|photo booth courtesy of Chad McClarnon|
Our friends Bethany and Nathan also jumped on board as Steve and Nancy, which made us even locked in further to this costume concept.
It seems ironic that my bearded boyfriend who doesn't own a hairbrush or wash his face ever was super jazzed about portraying his Netflix spirit animal. [Tangent: He hadn't used a blow dryer or shaved with a non-electric razor until this past weekend. He is 37.] Equally upsetting was how stunning he was as a teen girl. His skin was awesome, which is quite a punch in the face to someone like me who spends too much time, energy and money on skincare.When I told my friend Laura that I did his makeup, she said I did "too good" a job. Everyone was unsettled and thrown aback by his new look...mostly because he hasn't been nakie faced since he was Rex Manning in 2014 and he looks like a different human. [Tangent:He lost a shit ton of weight this year with his new job, so it made him slighly svelter than he would have been any other year so it seemed like a good time to go full drag. It made me only slightly uneasy that the jacket he is wearing is MINE.]
His costume came together incredibly easy. The weird mom jeans and loafers were from Goodwill. I found the PERFECT Barb shirt on Etsy in the Lovely Betsy shop after searching "vintage bow blouse pink" and those killer glasses were actually these reading glasses on Amazon. Because vintage trapper keepers sell for some unintelligible reason for nearly 100 bucks online, he cobbled one together out of a clear front binder and an print off of her actual trapper keeper from the show. I cannot convey how much I use google image search. My mom did his hair after following the instruction, "Just do it like yours in the 80s." and I did his makeup, which just made me sad because I finally got confirmation on how long his eyelashes are, and how wasted they are on a redheaded man.
In the grand tradition of me making myself look whatever the opposite of sexy is [Tangent: I swear next year I am wearing makeup and being a girl dammit!! Why do I always paint myself into this corner with gender role mix-ups?!?!? If there is something Freudian about that...I don't want to know.] I went full tilt on my Dustin costume. I had cords and converse, so I bought the shirt and hat on Amazon for really cheap and found a jacket that would work at Goodwill. Through some googling, I learned the best way to make yourself look toothless is by using something called "Tooth Black," which is basically black wax. If you ever had terminal braces, as I did, then it's the sensory equivalent of that weird wax you used to put over your braces if it was cutting up the insides of your mouth. It never really worked in this context, so I was happy this cheap $3 invention stayed on all night even after visits to the drink station and the mashed potato bar. [Tangent: Also two days before the Halloween parties we were attending I decided I needed bike handlebars so I bought those up on Amazon Prime too...and returned them via UPS today. I know that's likely fraud of some kind, but sincerely what the hell am I gonna do with bike handlebars now? Let's be honest, i need that $25 more than I need to have the illusion that I'm riding a bicycle...unless I wanted to take another simulated ride with the mom from Beatlejuice and a ventriloquist's dummy. That option is now gone.]

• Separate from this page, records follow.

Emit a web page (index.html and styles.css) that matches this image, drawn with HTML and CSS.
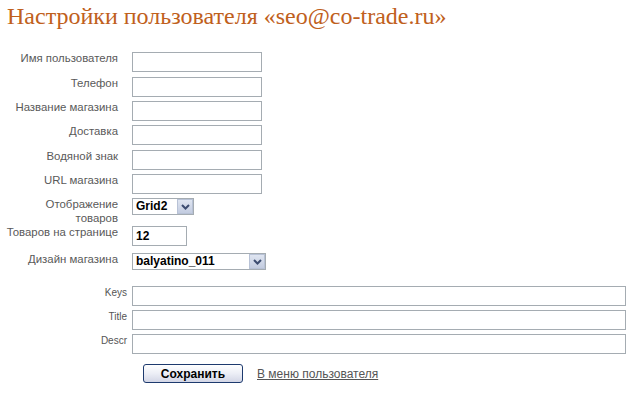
FILE: index.html
```html
<!DOCTYPE html>
<html lang="ru">
<head>
<meta charset="utf-8">
<title>Настройки пользователя</title>
<link rel="stylesheet" href="styles.css">
</head>
<body>
<h1 class="title">Настройки пользователя «seo@co-trade.ru»</h1>
<form class="settings">
  <div class="grid-main">
    <label class="lbl">Имя пользователя</label>
    <div class="ctl"><input class="txt" type="text"></div>
    <label class="lbl">Телефон</label>
    <div class="ctl"><input class="txt" type="text"></div>
    <label class="lbl">Название магазина</label>
    <div class="ctl"><input class="txt" type="text"></div>
    <label class="lbl">Доставка</label>
    <div class="ctl"><input class="txt" type="text"></div>
    <label class="lbl">Водяной знак</label>
    <div class="ctl"><input class="txt" type="text"></div>
    <label class="lbl">URL магазина</label>
    <div class="ctl"><input class="txt" type="text"></div>
    <label class="lbl lbl-two">Отображение<br>товаров</label>
    <div class="ctl">
      <span class="sel sel-small"><select class="sel-input"><option>Grid2</option></select><span class="sel-arrow"><svg width="9" height="6" viewBox="0 0 9 6"><path d="M1 1 L4.5 4.5 L8 1" fill="none" stroke="#3c4c70" stroke-width="2"/></svg></span></span>
    </div>
    <label class="lbl">Товаров на странице</label>
    <div class="ctl"><input class="txt txt-num" type="text" value="12"></div>
    <label class="lbl">Дизайн магазина</label>
    <div class="ctl">
      <span class="sel sel-wide"><select class="sel-input"><option>balyatino_011</option></select><span class="sel-arrow"><svg width="9" height="6" viewBox="0 0 9 6"><path d="M1 1 L4.5 4.5 L8 1" fill="none" stroke="#3c4c70" stroke-width="2"/></svg></span></span>
    </div>
  </div>
  <div class="grid-meta">
    <label class="lbl-sm">Keys</label>
    <input class="txt txt-full" type="text">
    <label class="lbl-sm">Title</label>
    <input class="txt txt-full" type="text">
    <label class="lbl-sm">Descr</label>
    <input class="txt txt-full" type="text">
  </div>
  <div class="actions">
    <button class="btn" type="button">Сохранить</button>
    <a class="link" href="#">В меню пользователя</a>
  </div>
</form>
</body>
</html>
```
FILE: styles.css
```css
html, body {
  margin: 0;
  padding: 0;
  background: #fff;
}
body {
  font-family: "Liberation Sans", Arial, sans-serif;
  color: #555;
}
.title {
  margin: 0;
  padding: 0 0 0 7px;
  font-family: "Liberation Serif", "Times New Roman", serif;
  font-weight: normal;
  font-size: 24px;
  line-height: 32px;
  color: #c0601c;
}
.settings {
  margin-top: 20px;
}
.grid-main {
  display: grid;
  grid-template-columns: 118px auto;
  grid-template-rows: 25px 24px 24px 25px 24px 24px 28px 27px 17px;
  column-gap: 14px;
  align-items: start;
  justify-content: start;
}
.lbl {
  text-align: right;
  font-size: 11.4px;
  line-height: 13px;
  color: #595959;
  white-space: nowrap;
}
.lbl-two {
  line-height: 14px;
  margin-top: -1px;
}
.ctl {
  display: flex;
}
.txt {
  box-sizing: border-box;
  width: 130px;
  height: 20px;
  margin: 0;
  padding: 1px 3px;
  border: 1px solid #a5acb2;
  background: #fff;
  font-family: "Liberation Sans", Arial, sans-serif;
  font-size: 12px;
  font-weight: bold;
  color: #000;
  outline: none;
}
.txt-num {
  width: 55px;
}
.sel {
  box-sizing: border-box;
  display: inline-flex;
  height: 17px;
  border: 1px solid #a5acb2;
  background: #fff;
}
.sel-small {
  width: 62px;
}
.sel-wide {
  width: 134px;
}
.sel-input {
  appearance: none;
  -webkit-appearance: none;
  flex: 1;
  min-width: 0;
  border: 0;
  margin: 0;
  padding: 0 0 0 3px;
  height: 15px;
  background: transparent;
  font-family: "Liberation Sans", Arial, sans-serif;
  font-size: 12px;
  font-weight: bold;
  line-height: 15px;
  color: #000;
  outline: none;
}
.sel-arrow {
  box-sizing: border-box;
  width: 16px;
  height: 15px;
  display: flex;
  align-items: center;
  justify-content: center;
  background: linear-gradient(#dfe5f1, #c3cce0);
  border: 1px solid #b8c2d6;
}
.grid-meta {
  display: grid;
  grid-template-columns: 127px 494px;
  grid-auto-rows: 20px;
  column-gap: 5px;
  row-gap: 4px;
  margin-top: 16px;
}
.lbl-sm {
  text-align: right;
  font-size: 10px;
  line-height: 12px;
  padding-top: 1px;
  color: #555;
}
.txt-full {
  width: 494px;
}
.actions {
  display: flex;
  align-items: center;
  gap: 14px;
  margin-top: 10px;
  padding-left: 143px;
}
.btn {
  box-sizing: border-box;
  width: 100px;
  height: 19px;
  margin: 0;
  padding: 0;
  border: 1px solid #1d3a6e;
  border-radius: 3px;
  background: linear-gradient(#ffffff, #eceef6 50%, #d3d6e6);
  font-family: "Liberation Sans", Arial, sans-serif;
  font-size: 12px;
  font-weight: bold;
  color: #000;
}
.link {
  font-size: 12px;
  color: #555;
  text-decoration: underline;
}
```
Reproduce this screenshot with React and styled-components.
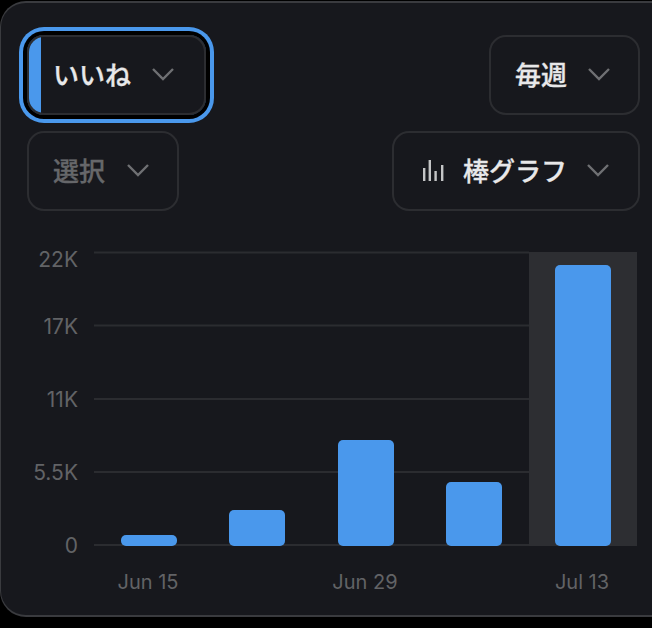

|photo cred: Chad McClarnon|
As was the case the year that Kim and Kanye stole my mermaid thunder, another high profile lady and I had similar ideas. Because Stranger Things is so zeitgeisty right now, its no shock Amy Schumer also opted to be Dustin this year, creating a real "Who wore it Better" situation.
As is always the case, Halloween just reminded me how amazing and fun and creative the people I know are...and how hard I continuously have to step up my game to stay at that level. UGH! I love Halloween so hard! What were you...or do you have some semblance of dignity unlike this gal?